Fiber category still in its infancy
Nov. 30, 2012
by Jeff Gelski
ROCKVILLE, MD. – The market segment for fiber-enhanced food products is still in its infancy and has room to grow, according to “Fiber food ingredients in the U.S.: Soluble, insoluble and digestive-resistant types, 2nd Edition” from the market research firm Packaged Facts.
More than 50 different fiber ingredients are available to food formulators. Packaged Facts predicts some fiber ingredients will grow at a faster rate for such reasons as being more compatible to many applications and being a new entry to the market that gains the attention of large food manufacturers, said David Sprinkle, research director for Packaged Facts, a division MarketResearch.com.
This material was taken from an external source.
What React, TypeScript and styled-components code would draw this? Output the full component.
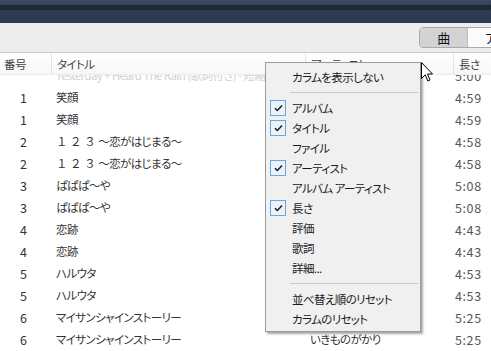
import styled, { createGlobalStyle } from 'styled-components';
import type { ReactNode } from 'react';

const GlobalStyle = createGlobalStyle`
  html, body {
    margin: 0;
    padding: 0;
    overflow: hidden;
    background: #ffffff;
  }
  body {
    font-family: "Noto Sans CJK JP", "Noto Sans", sans-serif;
    font-feature-settings: "palt";
  }
`;

const Window = styled.div`
  position: relative;
  width: 491px;
  height: 351px;
  overflow: hidden;
  display: flex;
  flex-direction: column;
  background: #ffffff;
  font-size: 11.5px;
  letter-spacing: -0.6px;
  color: #333333;
`;

const TitleBar = styled.div`
  flex: 0 0 23px;
  background: linear-gradient(
    to bottom,
    #3a4b62 0px,
    #34445a 5px,
    #1d2736 5px,
    #1f2a39 10px,
    #2e3d53 10px,
    #2c3b50 23px
  );
`;

const Toolbar = styled.div`
  flex: 0 0 29px;
  display: flex;
  align-items: center;
  justify-content: flex-end;
  background: #ededed;
  border-bottom: 1px solid #cbcbcb;
`;

const Segmented = styled.div`
  display: flex;
  height: 19px;
  width: 100px;
  margin-right: -30px;
  border: 1px solid #a9a9a9;
  border-radius: 4px;
  overflow: hidden;
  background: #fafafa;
`;

const Segment = styled.div<{ $active?: boolean }>`
  flex: ${({ $active }) => ($active ? '0 0 47px' : '1')};
  display: flex;
  align-items: center;
  justify-content: ${({ $active }) => ($active ? 'center' : 'flex-start')};
  padding-left: ${({ $active }) => ($active ? '0' : '17px')};
  background: ${({ $active }) => ($active ? '#d3d3d3' : '#fbfbfb')};
  border-right: ${({ $active }) => ($active ? '1px solid #bdbdbd' : 'none')};
  color: #111;
  font-size: 13px;
  line-height: 19px;
`;

const columns = '51px 254px 148px 1fr';

const HeaderRow = styled.div`
  flex: 0 0 21px;
  display: grid;
  grid-template-columns: ${columns};
  background: linear-gradient(to bottom, #ffffff, #f7f7f7);
  border-bottom: 1px solid #ececec;
  position: relative;
  z-index: 1;
`;

const HeaderCell = styled.div<{ $first?: boolean }>`
  display: flex;
  align-items: center;
  padding-left: ${({ $first }) => ($first ? '4px' : '5px')};
  border-left: ${({ $first }) => ($first ? 'none' : '1px solid #e3e3e3')};
  color: #444;
  white-space: nowrap;
  overflow: hidden;
`;

const Body = styled.div`
  flex: 1;
  overflow: hidden;
`;

const List = styled.div`
  margin-top: -11px;
`;

const Row = styled.div<{ $faded?: boolean }>`
  height: 22px;
  display: grid;
  grid-template-columns: ${columns};
  align-items: center;
  color: ${({ $faded }) => ($faded ? '#cfcfcf' : '#333333')};
  white-space: nowrap;
`;

const NumCell = styled.div`
  text-align: right;
  padding-right: 24px;
  font-size: 12.5px;
  letter-spacing: 0;
`;

const TextCell = styled.div`
  padding-left: 5px;
  overflow: hidden;
`;

const WideDigits = styled.span`
  font-feature-settings: normal;
  letter-spacing: 0;
`;

const TimeCell = styled.div`
  padding-left: 2px;
  color: #555;
  font-size: 12.5px;
  letter-spacing: 0.6px;
`;

const Menu = styled.div`
  position: absolute;
  left: 265px;
  top: 62px;
  width: 154px;
  padding: 4px 0 2px;
  background: #f0f0f0;
  border: 1px solid #9a9a9a;
  box-shadow: 2px 2px 2px rgba(0, 0, 0, 0.35);
  z-index: 5;
`;

const MenuItem = styled.div`
  position: relative;
  height: 20px;
  display: flex;
  align-items: center;
  padding-left: 26px;
  color: #1a1a1a;
  white-space: nowrap;
`;

const CheckBox = styled.div`
  position: absolute;
  left: 4px;
  top: 2px;
  width: 14px;
  height: 14px;
  border: 1px solid #6fa6d6;
  background: #eaf3fb;
  display: flex;
  align-items: center;
  justify-content: center;
`;

const Separator = styled.div`
  height: 11px;
  display: flex;
  align-items: center;
  padding-left: 24px;
  padding-right: 2px;

  &::after {
    content: '';
    flex: 1;
    height: 1px;
    background: #c9c9c9;
  }
`;

const Cursor = styled.svg`
  position: absolute;
  left: 421px;
  top: 62px;
  z-index: 10;
`;

const koi = (
  <>
    <WideDigits>１ ２ ３ </WideDigits>～恋がはじまる～
  </>
);

const rows: { no: string; title: ReactNode; time: string; faded?: boolean }[] = [
  { no: '', title: 'Yesterday + Heard The Rain  (歌詞付き) - 短縮版', time: '5:00', faded: true },
  { no: '1', title: '笑顔', time: '4:59' },
  { no: '1', title: '笑顔', time: '4:59' },
  { no: '2', title: koi, time: '4:58' },
  { no: '2', title: koi, time: '4:58' },
  { no: '3', title: 'ぱぱぱ～や', time: '5:08' },
  { no: '3', title: 'ぱぱぱ～や', time: '5:08' },
  { no: '4', title: '恋跡', time: '4:43' },
  { no: '4', title: '恋跡', time: '4:43' },
  { no: '5', title: 'ハルウタ', time: '4:53' },
  { no: '5', title: 'ハルウタ', time: '4:53' },
  { no: '6', title: 'マイサンシャインストーリー', time: '5:25' },
  { no: '6', title: 'マイサンシャインストーリー', time: '5:25' },
];

type Item = { label: string; checked?: boolean } | 'sep';

const menuItems: Item[] = [
  { label: 'カラムを表示しない' },
  'sep',
  { label: 'アルバム', checked: true },
  { label: 'タイトル', checked: true },
  { label: 'ファイル' },
  { label: 'アーティスト', checked: true },
  { label: 'アルバム アーティスト' },
  { label: '長さ', checked: true },
  { label: '評価' },
  { label: '歌詞' },
  { label: '詳細...' },
  'sep',
  { label: '並べ替え順のリセット' },
  { label: 'カラムのリセット' },
];

const Check = () => (
  <svg width="9" height="8" viewBox="0 0 9 8">
    <path d="M1 4.2 L3.4 6.5 L8 1.5" fill="none" stroke="#1b1b1b" strokeWidth="1.5" />
  </svg>
);

export default function App() {
  return (
    <Window>
      <GlobalStyle />
      <TitleBar />
      <Toolbar>
        <Segmented>
          <Segment $active>曲</Segment>
          <Segment>ア</Segment>
        </Segmented>
      </Toolbar>
      <HeaderRow>
        <HeaderCell $first>番号</HeaderCell>
        <HeaderCell>タイトル</HeaderCell>
        <HeaderCell>アーティスト</HeaderCell>
        <HeaderCell>長さ</HeaderCell>
      </HeaderRow>
      <Body>
        <List>
          {rows.map((r, i) => (
            <Row key={i} $faded={r.faded}>
              <NumCell>{r.no}</NumCell>
              <TextCell>{r.title}</TextCell>
              <TextCell>いきものがかり</TextCell>
              <TimeCell>{r.time}</TimeCell>
            </Row>
          ))}
        </List>
      </Body>

      <Menu>
        {menuItems.map((item, i) =>
          item === 'sep' ? (
            <Separator key={i} />
          ) : (
            <MenuItem key={i}>
              {item.checked && (
                <CheckBox>
                  <Check />
                </CheckBox>
              )}
              {item.label}
            </MenuItem>
          )
        )}
      </Menu>

      <Cursor width="13" height="21" viewBox="0 0 13 21">
        <path
          d="M0.5 0.5 L0.5 16.5 L4.2 12.8 L6.8 19 L9 18 L6.5 12 L11.5 12 Z"
          fill="#ffffff"
          stroke="#000000"
          strokeWidth="1"
          strokeLinejoin="miter"
        />
      </Cursor>
    </Window>
  );
}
“The introduction of some fiber food ingredients, specifically many of those categorized as novel, has allowed for the development of entire new categories of fiber-enriched foods, which is helping drive the growth of specific fiber food ingredients,” he said. “The strongest trend is with boosting the fiber content of grain-based foods, in particular those marketed as ‘made with whole grains.’ “
According to Packaged Facts, the Dietary Guidelines for Americans 2010 has played a factor in the growing emphasis on whole grains and other inherent sources of fiber. U.S. legislation that requires baked foods served in public schools to contain no less than 51% whole grain, effective July 1, 2014, also is influencing the market. Currently at least half of grains offered to students during the lunch week must be whole grain-rich.